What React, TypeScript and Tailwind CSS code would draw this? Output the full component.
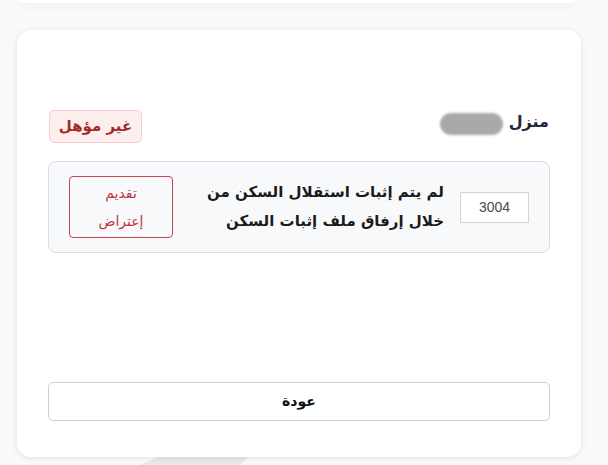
import React from "react";

export default function App() {
  return (
    <div
      className="w-[608px] h-[465px] overflow-hidden bg-[#fafafa] flex flex-col"
      style={{ fontFamily: '"DejaVu Sans", "Noto Sans", sans-serif' }}
    >
      <div className="mx-[20px] w-[555px] h-[3px] bg-white rounded-b-[14px] shadow-[0_2px_8px_rgba(0,0,0,0.10)]" />
      <div className="mt-[27px] ml-[17px] w-[564px] h-[427px] bg-white rounded-[14px] shadow-[0_1px_6px_rgba(0,0,0,0.10)] flex flex-col px-[31px] pt-[80px] pb-[36px] shrink-0 relative z-10">
        <div dir="rtl" className="flex items-center justify-between h-[33px] pl-[1px]">
          <div className="flex items-center gap-[6px] pr-[1px] mb-[9px]">
            <span className="text-[16px] font-bold text-[#1f2937] leading-none">منزل</span>
            <div className="w-[63px] h-[22px] rounded-full bg-[#a9a9ab] blur-[1px] mt-[4px]" />
          </div>
          <div className="h-[33px] w-[93px] flex items-center justify-center rounded-[5px] bg-[#fdeeee] border border-[#f6cccc] text-[#a32a2a] text-[15px] font-bold">
            غير مؤهل
          </div>
        </div>
        <div
          dir="rtl"
          className="mt-[18px] h-[92px] rounded-[8px] bg-[#f8f9fb] border border-[#d9dde3] flex items-center px-[20px]"
        >
          <div className="w-[69px] h-[31px] border border-[#d4d4d4] bg-white flex items-center justify-center text-[14px] text-[#4b4b4b] shrink-0" style={{ fontFamily: '"Liberation Sans", sans-serif' }}>
            3004
          </div>
          <div className="mr-[16px] text-[15px] font-bold text-[#1a1a1a] leading-[29px] text-right">
            <div>لم يتم إثبات استقلال السكن من</div>
            <div>خلال إرفاق ملف إثبات السكن</div>
          </div>
          <div className="mr-auto w-[104px] h-[62px] rounded-[4px] border border-[#c8414b] flex flex-col items-center justify-center text-[#c0353f] text-[14px] leading-[29px]">
            <div>تقديم</div>
            <div className="-mt-[1px]">إعتراض</div>
          </div>
        </div>
        <div className="mt-auto h-[39px] rounded-[5px] border border-[#cfcfcf] bg-white flex items-center justify-center text-[14px] font-bold text-[#111]" dir="rtl">
          عودة
        </div>
      </div>
      <div className="h-[8px] -mt-[1px] relative">
        <svg width="608" height="9" className="absolute top-0 left-0">
          <polygon points="160,0 250,0 240,9 140,9" fill="#e6ebe9" />
        </svg>
      </div>
    </div>
  );
}
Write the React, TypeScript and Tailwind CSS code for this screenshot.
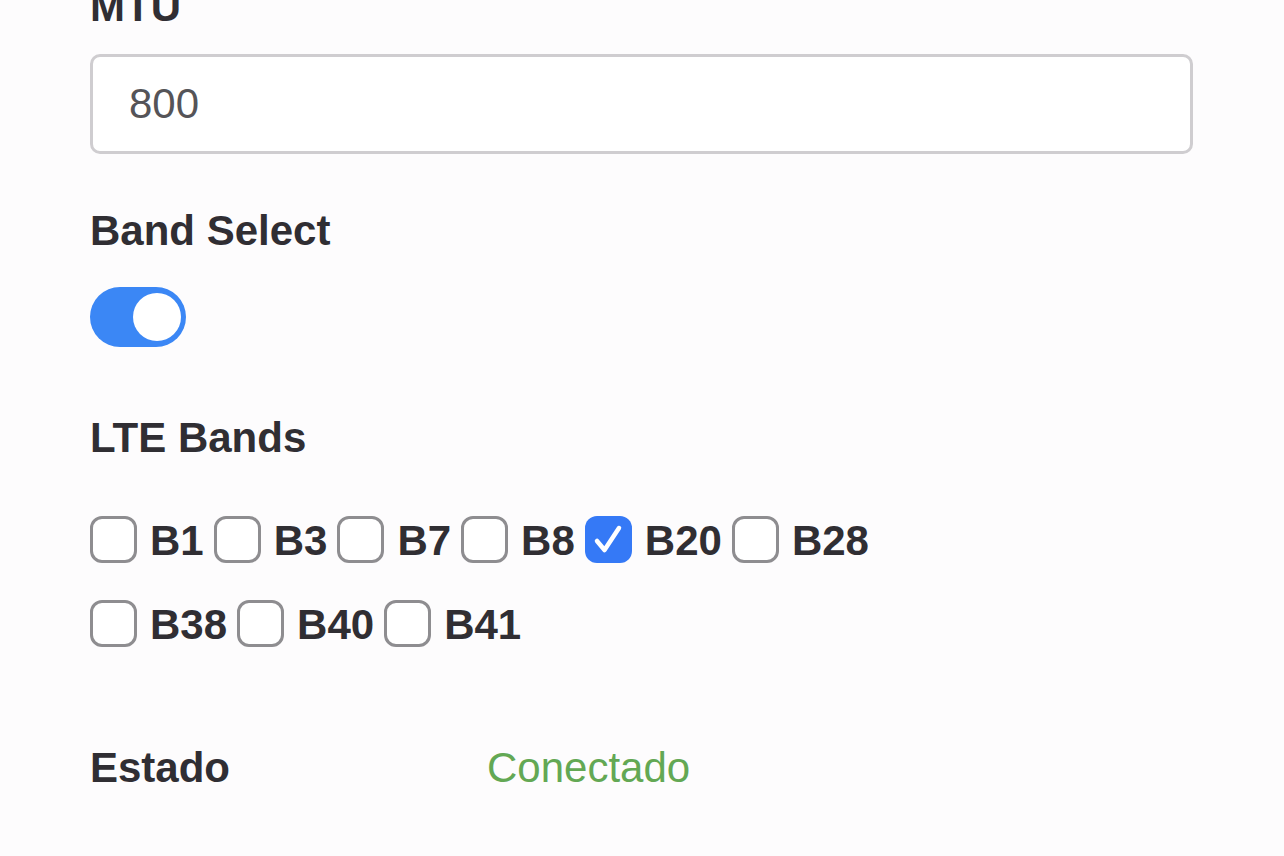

Problem to solve ▸ Write out the material above once more, exactly as it reads, with no pictures.

Result ▸
What React, TypeScript and Tailwind CSS code would draw this? Output the full component.
import React from "react";

export default function App() {
  return (
    <div
      className="w-[608px] h-[465px] overflow-hidden bg-[#fafafa] flex flex-col"
      style={{ fontFamily: '"DejaVu Sans", "Noto Sans", sans-serif' }}
    >
      <div className="mx-[20px] w-[555px] h-[3px] bg-white rounded-b-[14px] shadow-[0_2px_8px_rgba(0,0,0,0.10)]" />
      <div className="mt-[27px] ml-[17px] w-[564px] h-[427px] bg-white rounded-[14px] shadow-[0_1px_6px_rgba(0,0,0,0.10)] flex flex-col px-[31px] pt-[80px] pb-[36px] shrink-0 relative z-10">
        <div dir="rtl" className="flex items-center justify-between h-[33px] pl-[1px]">
          <div className="flex items-center gap-[6px] pr-[1px] mb-[9px]">
            <span className="text-[16px] font-bold text-[#1f2937] leading-none">منزل</span>
            <div className="w-[63px] h-[22px] rounded-full bg-[#a9a9ab] blur-[1px] mt-[4px]" />
          </div>
          <div className="h-[33px] w-[93px] flex items-center justify-center rounded-[5px] bg-[#fdeeee] border border-[#f6cccc] text-[#a32a2a] text-[15px] font-bold">
            غير مؤهل
          </div>
        </div>
        <div
          dir="rtl"
          className="mt-[18px] h-[92px] rounded-[8px] bg-[#f8f9fb] border border-[#d9dde3] flex items-center px-[20px]"
        >
          <div className="w-[69px] h-[31px] border border-[#d4d4d4] bg-white flex items-center justify-center text-[14px] text-[#4b4b4b] shrink-0" style={{ fontFamily: '"Liberation Sans", sans-serif' }}>
            3004
          </div>
          <div className="mr-[16px] text-[15px] font-bold text-[#1a1a1a] leading-[29px] text-right">
            <div>لم يتم إثبات استقلال السكن من</div>
            <div>خلال إرفاق ملف إثبات السكن</div>
          </div>
          <div className="mr-auto w-[104px] h-[62px] rounded-[4px] border border-[#c8414b] flex flex-col items-center justify-center text-[#c0353f] text-[14px] leading-[29px]">
            <div>تقديم</div>
            <div className="-mt-[1px]">إعتراض</div>
          </div>
        </div>
        <div className="mt-auto h-[39px] rounded-[5px] border border-[#cfcfcf] bg-white flex items-center justify-center text-[14px] font-bold text-[#111]" dir="rtl">
          عودة
        </div>
      </div>
      <div className="h-[8px] -mt-[1px] relative">
        <svg width="608" height="9" className="absolute top-0 left-0">
          <polygon points="160,0 250,0 240,9 140,9" fill="#e6ebe9" />
        </svg>
      </div>
    </div>
  );
}
Write the React, TypeScript and Tailwind CSS code for this screenshot.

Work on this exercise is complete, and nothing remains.